If nobody speaks up then it’s harder to educate. Speak up.

“What you’re describing sounds really scary, actually. I’m worried for you and I believe you may be suffering from a mental disorder. You don’t have to suffer. Please see a therapist, you deserve to be safe and well and not in a situation where you’re not able to understand or control yourself.” Really, it isn’t against the rules here to direct people to the help they genuinely need. They not going to reach through the screen and pull your hair or something so just speak up and help people out!
#58167
I've seen a lot of littles use littlespace or mental health issues as an excuse to be assholes or toxic, and I've seen people use the same excuse but with little alters from did/osdd in other communities, and it upsets me a lot.
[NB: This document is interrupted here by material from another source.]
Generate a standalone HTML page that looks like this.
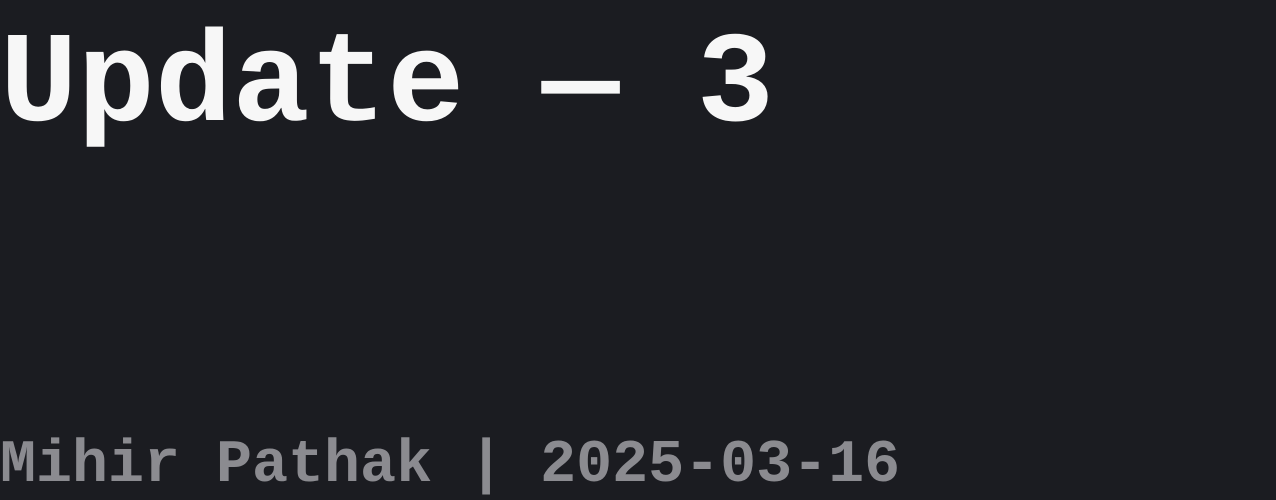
<!DOCTYPE html>
<html><head><meta charset="utf-8"><style>
html,body{margin:0;padding:0;width:1276px;height:498px;background:#1b1c21;overflow:hidden}
.t{position:absolute;left:0;top:22px;font:bold 129px/1 "Liberation Mono",monospace;color:#f7f7f7;white-space:pre;letter-spacing:0}
.b{position:absolute;left:0;top:436px;font:bold 60px/1 "Liberation Mono",monospace;color:#8b8b90;white-space:pre}
</style></head><body>
<div class="t">Update — 3</div>
<div class="b">Mihir Pathak | 2025-03-16</div>
</body></html>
I have cptsd, borderline personality disorder, autism and possible osdd-1a, and those affect my behavior a lot and certain triggers for those can make me regress. But I can control myself enough to not make people uncomfortable and not be toxic. And if I do end up doing something toxic or making people uncomfortable my disorders aren't an excuse, I own up to it and apologize like a decent person. Unless someone did something to purposely trigger you or something they knew would trigger you and you have asked them to not do, it is your fault if others are hurt by your behavior when triggered. If they did something to trigger you on purpose then yeah it's not your fault because they're actively trying to get reactions out of you to then use those reactions against you. But I severely doubt these cases are all people who are being triggered by others purposefully triggering them.

When people do this it makes everyone who has certain disorders or certain triggers look bad so it's so upsetting to see. Like most people who are little or have the disorders I have or ones like did are harmless, but people using them as an excuse makes people think everyone who are those things will be horrible and make excuses for it.